Nebraska Prisons Seek Crackdown On Out-Of-Control Contraband

Nebraska Prisons Seek Crackdown On Out-Of-Control Contraband

LINCOLN, Neb. (AP) — Authorities have declared war on contraband in Nebraska’s largest prisons, repeatedly combing cells in the hunt for cellphones, drugs and weapons, but one top administrator admits the sweeps probably miss dangerous items and characterizes the cleanup as a near-impossible task.

Contraband in prison is nothing new, but experts say fighting the problem has become harder thanks to technology that facilitates smuggling, as well as persistent staffing shortages and a small number of correctional workers and visitors who go to extreme lengths to sneak illegal items inside.

“It’s becoming more of a challenge,” said Kevin Kempf, executive director of the Association of Correctional Administrators. “A prison is nothing more than a small city with razor wires and fences around it. You have staff and vendors going in and out all of the time and, unfortunately, when there’s money involved, it’s tough to prevent all contraband from getting in.”

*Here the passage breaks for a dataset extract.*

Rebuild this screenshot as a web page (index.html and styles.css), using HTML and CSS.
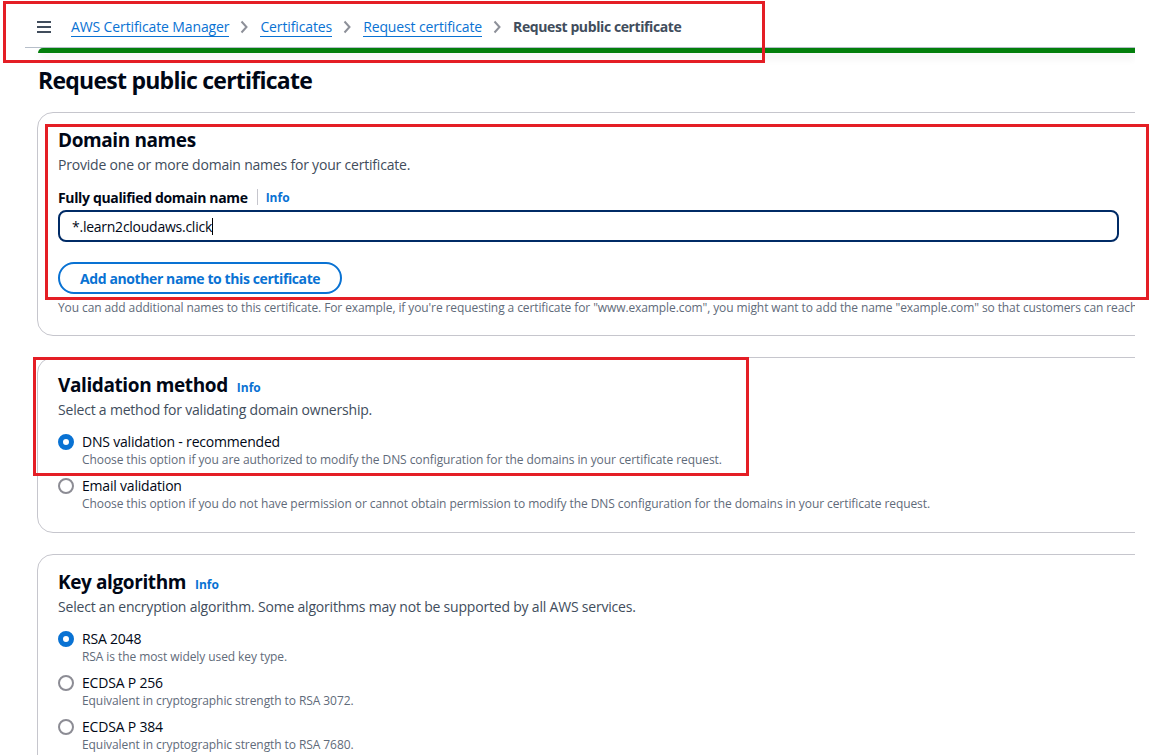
FILE: index.html
```html
<!DOCTYPE html>
<html lang="en">
<head>
<meta charset="utf-8">
<title>Request public certificate</title>
<link rel="stylesheet" href="styles.css">
</head>
<body>
<div class="viewport">
  <header class="topbar">
    <button class="menu" aria-label="Menu">
      <svg width="16" height="14" viewBox="0 0 16 14"><rect x="1" y="1" width="14" height="2" fill="#414d5c"/><rect x="1" y="6" width="14" height="2" fill="#414d5c"/><rect x="1" y="11" width="14" height="2" fill="#414d5c"/></svg>
    </button>
    <nav class="crumbs">
      <a class="crumb" href="#">AWS Certificate Manager</a>
      <span class="sep"><svg width="10" height="14" viewBox="0 0 10 14"><path d="M2.5 1.5 L7.5 7 L2.5 12.5" fill="none" stroke="#8d9099" stroke-width="2"/></svg></span>
      <a class="crumb" href="#">Certificates</a>
      <span class="sep"><svg width="10" height="14" viewBox="0 0 10 14"><path d="M2.5 1.5 L7.5 7 L2.5 12.5" fill="none" stroke="#8d9099" stroke-width="2"/></svg></span>
      <a class="crumb" href="#">Request certificate</a>
      <span class="sep"><svg width="10" height="14" viewBox="0 0 10 14"><path d="M2.5 1.5 L7.5 7 L2.5 12.5" fill="none" stroke="#8d9099" stroke-width="2"/></svg></span>
      <span class="current">Request public certificate</span>
    </nav>
  </header>
  <div class="flash"></div>

  <main class="content">
    <h1 class="title">Request public certificate</h1>

    <section class="card">
      <h2 class="card-title">Domain names</h2>
      <p class="desc">Provide one or more domain names for your certificate.</p>
      <div class="label-row"><span class="label">Fully qualified domain name</span><span class="divider"></span><a class="info" href="#">Info</a></div>
      <div class="input"><span class="value">*.learn2cloudaws.click</span><span class="caret"></span></div>
      <button class="btn">Add another name to this certificate</button>
      <p class="hint">You can add additional names to this certificate. For example, if you're requesting a certificate for "www.example.com", you might want to add the name "example.com" so that customers can reach your site by either name.</p>
    </section>

    <section class="card card-radios">
      <h2 class="card-title">Validation method <a class="info" href="#">Info</a></h2>
      <p class="desc">Select a method for validating domain ownership.</p>
      <div class="radios">
        <div class="radio">
          <span class="dot checked"></span>
          <div class="radio-text"><div class="radio-label">DNS validation - recommended</div><div class="radio-desc">Choose this option if you are authorized to modify the DNS configuration for the domains in your certificate request.</div></div>
        </div>
        <div class="radio">
          <span class="dot"></span>
          <div class="radio-text"><div class="radio-label">Email validation</div><div class="radio-desc">Choose this option if you do not have permission or cannot obtain permission to modify the DNS configuration for the domains in your certificate request.</div></div>
        </div>
      </div>
    </section>

    <section class="card card-radios">
      <h2 class="card-title">Key algorithm <a class="info" href="#">Info</a></h2>
      <p class="desc">Select an encryption algorithm. Some algorithms may not be supported by all AWS services.</p>
      <div class="radios">
        <div class="radio">
          <span class="dot checked"></span>
          <div class="radio-text"><div class="radio-label">RSA 2048</div><div class="radio-desc">RSA is the most widely used key type.</div></div>
        </div>
        <div class="radio">
          <span class="dot"></span>
          <div class="radio-text"><div class="radio-label">ECDSA P 256</div><div class="radio-desc">Equivalent in cryptographic strength to RSA 3072.</div></div>
        </div>
        <div class="radio">
          <span class="dot"></span>
          <div class="radio-text"><div class="radio-label">ECDSA P 384</div><div class="radio-desc">Equivalent in cryptographic strength to RSA 7680.</div></div>
        </div>
      </div>
    </section>
  </main>
</div>

<div class="mark mark-top"></div>
<div class="mark mark-domain"></div>
<div class="mark mark-validation"></div>
</body>
</html>
```

FILE: styles.css
```css
* { box-sizing: border-box; }
html, body { margin: 0; padding: 0; background: #fff; }
body {
  position: relative;
  font-family: "Open Sans", "Noto Sans", "Liberation Sans", sans-serif;
  color: #000716;
  height: 755px;
  overflow: hidden;
}
.viewport {
  width: 1135px;
  overflow: hidden;
  height: 755px;
}
.topbar {
  margin-left: 25px;
  height: 48px;
  border-bottom: 1px solid #b6bec9;
  display: flex;
  align-items: center;
  padding-left: 11px;
  padding-top: 7px;
}
.menu {
  border: 0;
  background: none;
  padding: 0;
  width: 16px;
  height: 14px;
  display: flex;
}
.crumbs {
  display: flex;
  align-items: center;
  margin-left: 19px;
  font-size: 14px;
  line-height: 20px;
}
.crumb {
  color: #0972d3;
  text-decoration: none;
  border-bottom: 1px solid #0972d3;
  line-height: 18px;
  letter-spacing: -0.12px;
}
.sep {
  display: flex;
  margin: 0 11px 0 10px;
}
.current {
  color: #414d5c;
  font-weight: 700;
  letter-spacing: -0.4px;
}
.flash {
  margin-left: 38px;
  height: 5px;
  background: #037f0c;
  border-top-left-radius: 6px;
  box-shadow: 0 5px 8px rgba(0, 7, 22, 0.07);
}
.content {
  padding-left: 37px;
}
.title {
  margin: 12px 0 17px 1px;
  font-size: 23px;
  line-height: 30px;
  font-weight: 700;
  letter-spacing: -0.75px;
  color: #000716;
}
.card {
  width: 1200px;
  border: 1px solid #c6c6cd;
  border-radius: 16px;
  padding: 15px 20px 19px;
  margin-bottom: 21px;
}
.card-radios {
  padding-bottom: 20px;
}
.card-title {
  margin: 0;
  font-size: 19px;
  line-height: 24px;
  font-weight: 700;
  letter-spacing: -0.4px;
  display: flex;
  align-items: baseline;
  gap: 9px;
}
.card-title .info { font-size: 12px; line-height: 16px; letter-spacing: 0; }
.desc {
  margin: 3px 0 0;
  font-size: 14px;
  line-height: 20px;
  color: #414d5c;
  letter-spacing: -0.2px;
}
.info {
  color: #0972d3;
  font-weight: 700;
  font-size: 12px;
  text-decoration: none;
}
.label-row {
  margin-top: 12px;
  display: flex;
  align-items: center;
  height: 20px;
}
.label {
  font-size: 14px;
  font-weight: 700;
  color: #000716;
  letter-spacing: -0.35px;
}
.divider {
  width: 1px;
  height: 16px;
  background: #c6c6cd;
  margin: 0 8px 0 9px;
}
.input {
  margin-top: 3px;
  width: 1061px;
  height: 32px;
  border: 2px solid #002b66;
  border-radius: 8px;
  display: flex;
  align-items: center;
  padding-left: 12px;
  font-size: 14px;
  letter-spacing: -0.25px;
  color: #000716;
}
.caret {
  width: 1px;
  height: 17px;
  background: #000;
}
.btn {
  display: block;
  margin-top: 20px;
  height: 32px;
  padding: 0 20px;
  border: 2px solid #0972d3;
  border-radius: 20px;
  background: #fff;
  color: #0972d3;
  font-family: inherit;
  font-size: 14px;
  font-weight: 700;
  letter-spacing: -0.4px;
}
.hint {
  margin: 6px 0 0;
  font-size: 12px;
  line-height: 16px;
  color: #5f6b7a;
  white-space: nowrap;
  letter-spacing: -0.1px;
}
.radios {
  margin-top: 12px;
  display: flex;
  flex-direction: column;
  gap: 8px;
}
.radio {
  display: flex;
  align-items: flex-start;
}
.dot {
  flex: none;
  width: 16px;
  height: 16px;
  margin-top: 2px;
  border: 2px solid #8c8c94;
  border-radius: 50%;
  background: #fff;
}
.dot.checked {
  border: 5px solid #0972d3;
}
.radio-text {
  margin-left: 8px;
}
.radio-label {
  font-size: 14px;
  line-height: 20px;
  color: #000716;
  letter-spacing: -0.2px;
}
.radio-desc {
  font-size: 12px;
  line-height: 16px;
  color: #5f6b7a;
  letter-spacing: -0.08px;
}
.mark {
  position: absolute;
  border: 3px solid #e41e25;
  pointer-events: none;
}
.mark-top { left: 3px; top: 1px; width: 762px; height: 62px; }
.mark-domain { left: 45px; top: 124px; width: 1104px; height: 176px; }
.mark-validation { left: 33px; top: 357px; width: 716px; height: 119px; }
```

Spurred by a string of assaults on guards and an increase in synthetic drugs such as K2, which mimics the effects of marijuana, officials last month placed the Nebraska State Penitentiary on lockdown twice in one week. The surprise shakedowns yielded illegal drugs, shanks and cellphones, but prison officials say they probably didn’t get everything. Another search last week by three dozen Nebraska National Guard members uncovered more drugs, homemade weapons and alcohol at the Lincoln Correctional Center, a prison for medium- and maximum-security inmates.